Redlener’s connection to Baez predates all of that. He met his wife when he was the medical director of a health care clinic in Lee County, Arkansas, and she was working there as a child development program coordinator. “Lee County was the sixth-poorest county in the U.S. at that time. I was a 27-year-old pediatrician. Federal funding was being eliminated by President Nixon. It was a desperate financial situation,” recalls Redlener, who decided he wanted to try and reach out to Baez for help.

“In 1972, Joan was at the peak of her extraordinary activism and her singing career as well. I saw somewhere in a newspaper article the name of her manager,” he recalls. “I called him. A very gruff guy [who told me] in much more flowery language, ‘Write her a letter and I’ll send it to her.’ I did, and a few weeks later, Joan called me at this clinic in Arkansas. She came down and did a benefit concert for us in the closest big city, which was Memphis, and literally financially rescued the clinic. She’s been helping me throughout my career.”

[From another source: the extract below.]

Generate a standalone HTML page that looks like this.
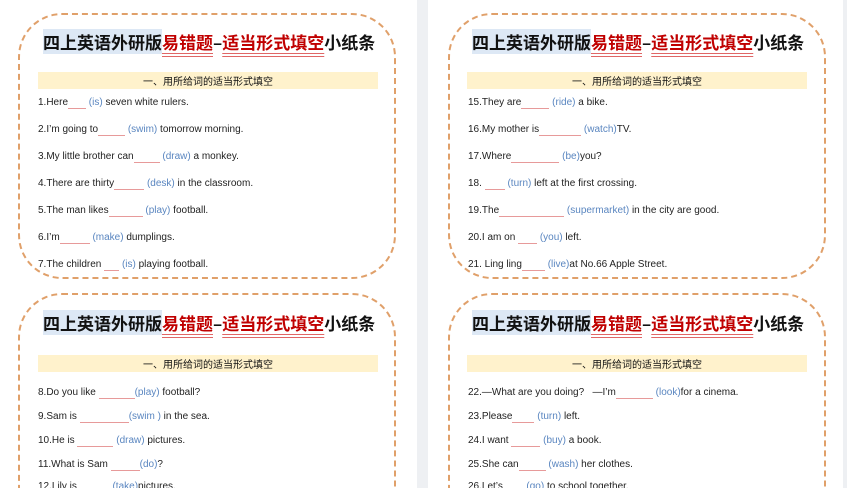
<!DOCTYPE html>
<html style="overflow:hidden;height:488px"><head><meta charset="utf-8"><style>
html,body{margin:0;width:847px;height:488px;overflow:hidden}
body{background:#eef0f3;position:relative;font-family:"Liberation Sans","Noto Sans CJK SC",sans-serif}
#wrap{position:absolute;left:0;top:0;width:847px;height:488px;overflow:hidden}
.page{position:absolute;top:0;height:488px;background:#fff}
.box{position:absolute;border:2px dashed #e0a06a;border-radius:44px;box-sizing:border-box}
.box.cut{height:195px;border-bottom:none;border-radius:44px 44px 0 0}
.title{position:absolute;top:26px;white-space:nowrap;font-weight:bold;font-size:17px;color:#111;line-height:30px;font-family:"Noto Sans CJK SC",sans-serif}
.title .hl{background:#dde8f5}
.title .r{color:#c00000;text-decoration:underline double #e06666;text-underline-offset:4px}
.bar{position:absolute;height:17px;background:#fff2cc;font-size:10px;line-height:17px;text-align:center;color:#111;font-family:"Noto Sans CJK SC",sans-serif}
.l{position:absolute;font-size:10px;color:#222;white-space:nowrap;line-height:12px}
.b{display:inline-block;border-bottom:1px solid #e79a9a;height:11px;vertical-align:bottom}
.w{color:#5a86c0}
</style></head><body><div id="wrap">
<div class="page" style="left:0;width:417px"></div>
<div class="page" style="left:428px;width:415px"></div>

<div class="box" style="left:18px;top:13px;width:378px;height:266px"></div>
<div class="title" style="left:43px;top:27px"><span class="hl">四上英语外研版</span><span class="r">易错题</span>–<span class="r">适当形式填空</span>小纸条</div>
<div class="bar" style="left:38px;top:72px;width:340px">一、用所给词的适当形式填空</div>
<div class="l" style="left:38px;top:97px">1.Here<span class="b" style="width:18px"></span> <span class="w">(is)</span> seven white rulers.</div>
<div class="l" style="left:38px;top:124px">2.I’m going to<span class="b" style="width:27px"></span> <span class="w">(swim)</span> tomorrow morning.</div>
<div class="l" style="left:38px;top:151px">3.My little brother can<span class="b" style="width:26px"></span> <span class="w">(draw)</span> a monkey.</div>
<div class="l" style="left:38px;top:178px">4.There are thirty<span class="b" style="width:30px"></span> <span class="w">(desk)</span> in the classroom.</div>
<div class="l" style="left:38px;top:205px">5.The man likes<span class="b" style="width:34px"></span> <span class="w">(play)</span> football.</div>
<div class="l" style="left:38px;top:232px">6.I’m<span class="b" style="width:30px"></span> <span class="w">(make)</span> dumplings.</div>
<div class="l" style="left:38px;top:259px">7.The children <span class="b" style="width:15px"></span> <span class="w">(is)</span> playing football.</div>

<div class="box cut" style="left:18px;top:293px;width:378px"></div>
<div class="title" style="left:43px;top:308px"><span class="hl">四上英语外研版</span><span class="r">易错题</span>–<span class="r">适当形式填空</span>小纸条</div>
<div class="bar" style="left:38px;top:355px;width:340px">一、用所给词的适当形式填空</div>
<div class="l" style="left:38px;top:387px">8.Do you like <span class="b" style="width:36px"></span><span class="w">(play)</span> football?</div>
<div class="l" style="left:38px;top:411px">9.Sam is <span class="b" style="width:49px"></span><span class="w">(swim )</span> in the sea.</div>
<div class="l" style="left:38px;top:435px">10.He is <span class="b" style="width:36px"></span> <span class="w">(draw)</span> pictures.</div>
<div class="l" style="left:38px;top:459px">11.What is Sam <span class="b" style="width:29px"></span><span class="w">(do)</span>?</div>
<div class="l" style="left:38px;top:480px;height:8px;overflow:hidden;line-height:14px">12.Lily is <span class="b" style="width:30px"></span> <span class="w">(take)</span>pictures.</div>

<div class="box" style="left:448px;top:13px;width:378px;height:266px"></div>
<div class="title" style="left:472px;top:27px"><span class="hl">四上英语外研版</span><span class="r">易错题</span>–<span class="r">适当形式填空</span>小纸条</div>
<div class="bar" style="left:467px;top:72px;width:340px">一、用所给词的适当形式填空</div>
<div class="l" style="left:468px;top:97px">15.They are<span class="b" style="width:28px"></span> <span class="w">(ride)</span> a bike.</div>
<div class="l" style="left:468px;top:124px">16.My mother is<span class="b" style="width:42px"></span> <span class="w">(watch)</span>TV.</div>
<div class="l" style="left:468px;top:151px">17.Where<span class="b" style="width:48px"></span> <span class="w">(be)</span>you?</div>
<div class="l" style="left:468px;top:178px">18. <span class="b" style="width:20px"></span> <span class="w">(turn)</span> left at the first crossing.</div>
<div class="l" style="left:468px;top:205px">19.The<span class="b" style="width:65px"></span> <span class="w">(supermarket)</span> in the city are good.</div>
<div class="l" style="left:468px;top:232px">20.I am on <span class="b" style="width:19px"></span> <span class="w">(you)</span> left.</div>
<div class="l" style="left:468px;top:259px">21. Ling ling<span class="b" style="width:23px"></span> <span class="w">(live)</span>at No.66 Apple Street.</div>

<div class="box cut" style="left:448px;top:293px;width:378px"></div>
<div class="title" style="left:472px;top:308px"><span class="hl">四上英语外研版</span><span class="r">易错题</span>–<span class="r">适当形式填空</span>小纸条</div>
<div class="bar" style="left:467px;top:355px;width:340px">一、用所给词的适当形式填空</div>
<div class="l" style="left:468px;top:387px">22.—What are you doing? &nbsp; —I’m<span class="b" style="width:37px"></span> <span class="w">(look)</span>for a cinema.</div>
<div class="l" style="left:468px;top:411px">23.Please<span class="b" style="width:22px"></span> <span class="w">(turn)</span> left.</div>
<div class="l" style="left:468px;top:435px">24.I want <span class="b" style="width:29px"></span> <span class="w">(buy)</span> a book.</div>
<div class="l" style="left:468px;top:459px">25.She can<span class="b" style="width:27px"></span> <span class="w">(wash)</span> her clothes.</div>
<div class="l" style="left:468px;top:480px;height:8px;overflow:hidden;line-height:14px">26.Let’s <span class="b" style="width:18px"></span> <span class="w">(go)</span> to school together.</div>
</div></body></html>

The experience emboldened Redlener not to be shy about asking Hollywood figures for support. “When Joan helped us, I was not all that worldly. I was like ‘Jeez, I wrote to Joan. She responds. This is kind of easy,’” he says.

Joan Baez - Ukraine Children's Action Project Trip - Borodianka - Ukraine
Joan Baez, with guitar, sang John Lennon’s “Imagine” amid bombed-out buildings in the town of Borodianka during a trip to war-ravaged Ukraine in June.

On their most recent trip to Ukraine and Poland, Baez and the Redleners visited a children’s hospital in Lviv, Ukraine, where, among others, they met with a 14-year-old recovering from burns, a severe head injury and PTSD resulting from a direct hit on his home; they traveled to the capital, Kyiv; and went to the town of Borodianka, “a town that had been fundamentally destroyed by the Russians,” says Redlener. “Joan sang John Lennon’s song ‘Imagine’ there with these bombed-out buildings in the background.”

On their last night in Lviv, the trio heard air raid sirens go off in the city. “This has happened most of the times we’ve been to Ukraine,” he says, “and usually it’s not anything close to where I am. This was 2 o’clock in the morning. I got a call from a friend of mine who’s an adviser to President Zelensky who said, ‘Take this seriously. There are cruise missiles headed your way.’ That was all we needed to hear. We gathered up Joan and went to the basement and heard explosions that shook the building until 3:30 in the morning. And then at 8:30 a.m., Joan and I did a live CNN interview; we went up to the rooftop of the hotel.”

He admits that “our own families — our kids and grandchildren — think we’re kind of crazy. We don’t feel in danger, by the way, at all. We feel, for whatever reason, pretty secure. Really, the intense fighting is in the east of the country and the south, not that there aren’t cruise missiles and drone attacks all the time.”

Nevertheless, Redlener is determined to keep going and continue to fundraise and “try and keep people focused on helping Ukraine. Until something will resolve with this fighting, a lot of children are being affected.”